After learning about Ruby’s forgetfulness, I knew I couldn’t really rely on the results of rbtrace. Instead, I started to pry around in the actual memory itself, to see if I could learn anything from it. To do this, you need to have some Linux knowledge and especially how to access memory; or rather how to turn working memory into actual files on disk. There are a couple of helpful commands to search for namely: pmap and gdb. After acquiring that data and doing a bit of analysis, I found that there were large blobs of memory retained for large periods of time. Upon checking what was stored inside these larger blobs, I found that they were mostly response bodies from requests to the puma server which were a little to beefy. This finding changed the conclusion of the problem to memory bloat. Retaining memory over a long period of time, while not cleaning it up is classic memory bloat. However, the chart doesn’t line up with this conclusion.
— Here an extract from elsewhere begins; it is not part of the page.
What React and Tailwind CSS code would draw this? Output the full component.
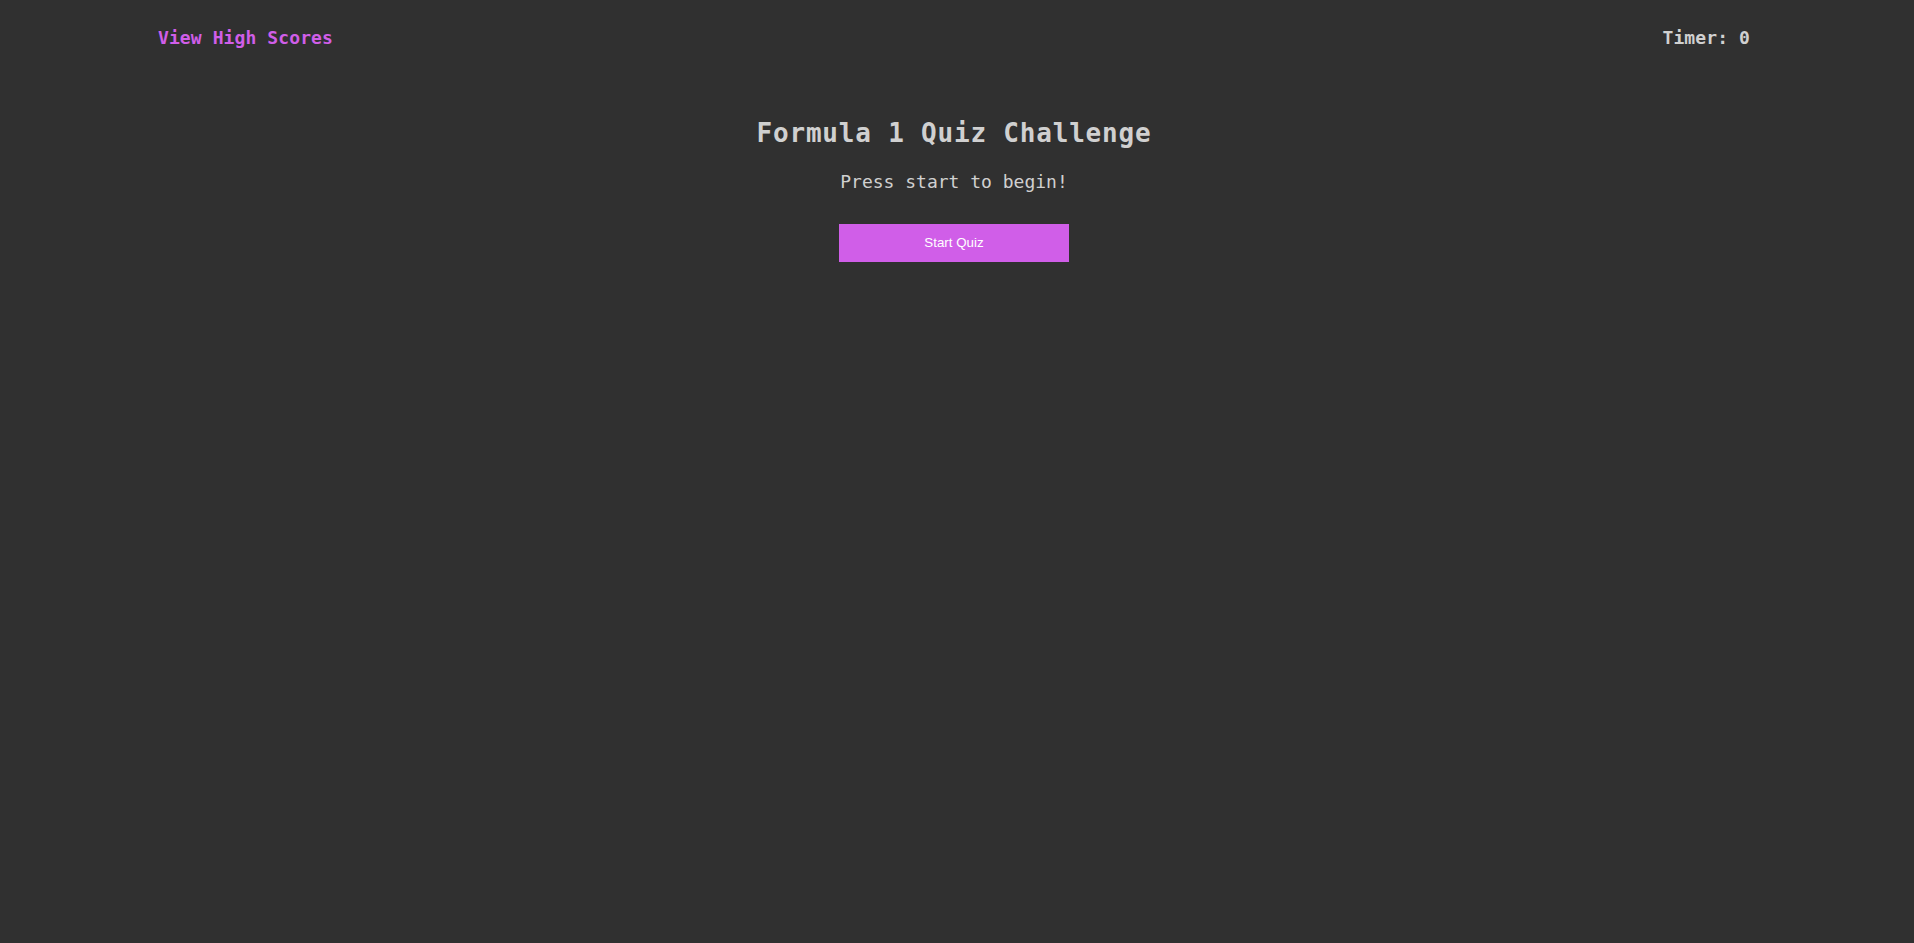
export default function App() {
  return (
    <div className="min-h-[943px] w-full bg-[#303030] font-['DejaVu_Sans_Mono',monospace]">
      <div className="w-[1908px]">
        <header className="flex items-center justify-between px-[158px] pt-[27px]">
          <a className="text-[18px] leading-[22px] font-bold tracking-[0.1px] text-[#d05ee8] cursor-pointer">View High Scores</a>
          <div className="text-[18px] leading-[22px] font-bold tracking-[0.1px] text-[#d0d0d0]">Timer: 0</div>
        </header>
        <main className="flex flex-col items-center pt-[68px]">
          <h1 className="text-[26px] leading-[32px] font-bold tracking-[0.8px] text-[#d0d0d0]">Formula 1 Quiz Challenge</h1>
          <p className="mt-[22px] text-[18px] leading-[22px] text-[#d0d0d0]">Press start to begin!</p>
          <button className="mt-[31px] flex h-[38px] w-[230px] items-center justify-center bg-[#d05ee8] font-['Liberation_Sans',Arial,sans-serif] text-[13.33px] text-white">
            Start Quiz
          </button>
        </main>
      </div>
    </div>
  );
}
I also continued with the leaking C-library theory because, to my mind, that also had some merit. I deployed the ‘Ruby with jemalloc’-solution to production to actually prove this theory, while having the benefit of real life production traffic. To my surprise it solved our memory issue:

bloat

I was happy that it was fixed, but at the time I didn’t understand why this solution even remotely worked. However, what I can safely say is this: a side-effect of compiling Ruby with jemalloc, is that jemalloc starts to combat memory fragmentation. The puma workers were experiencing this particular memory issue. On top of this, my other conclusion of it being memory bloat was also correct. Imagine if you were to combine both memory bloat and memory fragmentation into a single shape, it will start to look linear. This in turn will give you the false idea that it’s a memory leak, when looking at it for a short period of time.

In conclusion

Memory issues within software are always unique cases and there’s usually no standard solution to fix them; StackOverflow or the likes will not have the answer. Having said that, there are generic shapes that emerge, while measuring memory usage, that can point you to a potential solution and the right tooling. To repeat the three distinct shapes: big increases in relative short periods of time (memory bloat), logarithmic growth (memory fragmentation) and linear increase (memory leak).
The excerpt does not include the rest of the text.